Extract, in full, the lines below, beginning at the first and ending with the line that contains "import React from". Pictures do not belong in the copy.
## Begin Dataset extract
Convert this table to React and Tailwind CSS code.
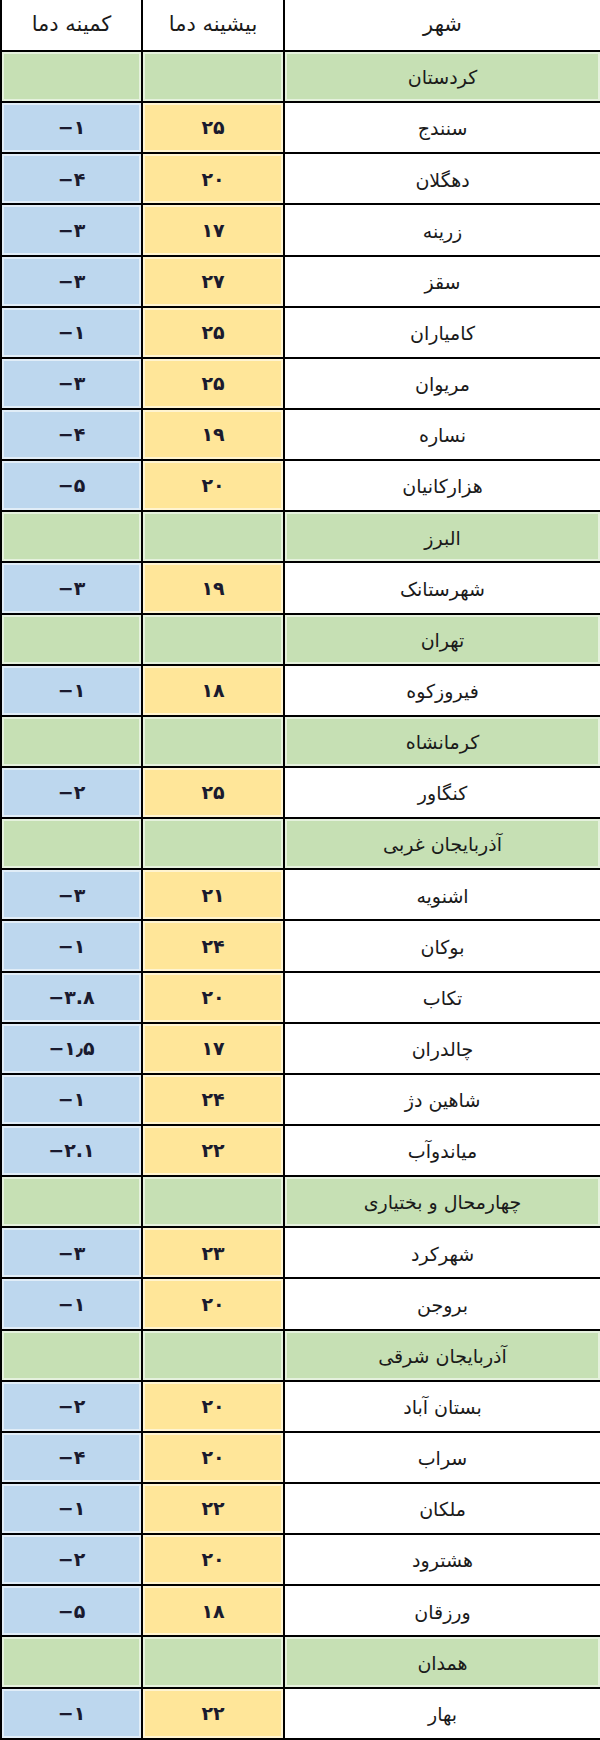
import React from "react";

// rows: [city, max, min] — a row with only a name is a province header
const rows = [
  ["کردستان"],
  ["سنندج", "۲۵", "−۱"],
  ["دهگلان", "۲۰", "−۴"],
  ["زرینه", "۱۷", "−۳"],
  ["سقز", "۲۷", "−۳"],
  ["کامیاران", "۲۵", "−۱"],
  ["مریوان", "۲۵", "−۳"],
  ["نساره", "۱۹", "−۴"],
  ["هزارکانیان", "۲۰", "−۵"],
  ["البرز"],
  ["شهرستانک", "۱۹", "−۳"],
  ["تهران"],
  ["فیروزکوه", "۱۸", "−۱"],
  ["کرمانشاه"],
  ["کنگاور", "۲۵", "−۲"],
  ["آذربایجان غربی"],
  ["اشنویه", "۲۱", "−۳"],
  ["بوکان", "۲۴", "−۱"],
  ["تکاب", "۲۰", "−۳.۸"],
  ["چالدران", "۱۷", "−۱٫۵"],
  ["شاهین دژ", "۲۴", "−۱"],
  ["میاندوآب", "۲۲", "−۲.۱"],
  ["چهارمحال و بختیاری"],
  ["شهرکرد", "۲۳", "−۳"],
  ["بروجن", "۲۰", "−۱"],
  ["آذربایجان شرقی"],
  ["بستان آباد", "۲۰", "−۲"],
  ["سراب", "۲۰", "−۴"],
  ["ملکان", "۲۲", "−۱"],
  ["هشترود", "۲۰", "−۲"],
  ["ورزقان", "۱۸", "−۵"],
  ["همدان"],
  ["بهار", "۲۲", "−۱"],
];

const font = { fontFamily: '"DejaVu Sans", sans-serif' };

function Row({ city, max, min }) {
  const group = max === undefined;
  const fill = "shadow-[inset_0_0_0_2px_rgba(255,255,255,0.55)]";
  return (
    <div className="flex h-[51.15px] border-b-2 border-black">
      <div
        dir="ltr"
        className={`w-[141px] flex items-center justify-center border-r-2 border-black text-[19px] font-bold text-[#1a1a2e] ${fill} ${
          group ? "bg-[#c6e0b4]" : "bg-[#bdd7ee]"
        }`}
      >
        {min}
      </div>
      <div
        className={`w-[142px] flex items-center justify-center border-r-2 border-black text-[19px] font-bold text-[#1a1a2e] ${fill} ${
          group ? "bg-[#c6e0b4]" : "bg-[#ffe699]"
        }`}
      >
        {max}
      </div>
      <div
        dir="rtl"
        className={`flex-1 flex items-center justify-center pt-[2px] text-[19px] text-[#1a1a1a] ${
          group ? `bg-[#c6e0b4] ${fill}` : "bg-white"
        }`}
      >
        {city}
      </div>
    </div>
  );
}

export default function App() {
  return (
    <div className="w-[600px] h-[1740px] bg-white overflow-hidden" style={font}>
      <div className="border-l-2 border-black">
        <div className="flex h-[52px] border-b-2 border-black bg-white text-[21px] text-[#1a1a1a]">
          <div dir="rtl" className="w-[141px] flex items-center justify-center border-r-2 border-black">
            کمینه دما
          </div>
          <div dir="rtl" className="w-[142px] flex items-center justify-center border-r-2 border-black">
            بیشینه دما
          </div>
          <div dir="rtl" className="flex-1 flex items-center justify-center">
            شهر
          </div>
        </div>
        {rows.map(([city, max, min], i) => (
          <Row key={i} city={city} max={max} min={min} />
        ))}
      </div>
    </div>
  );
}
## End Dataset extract
◆ The result
Convert this table to React and Tailwind CSS code.
import React from "react";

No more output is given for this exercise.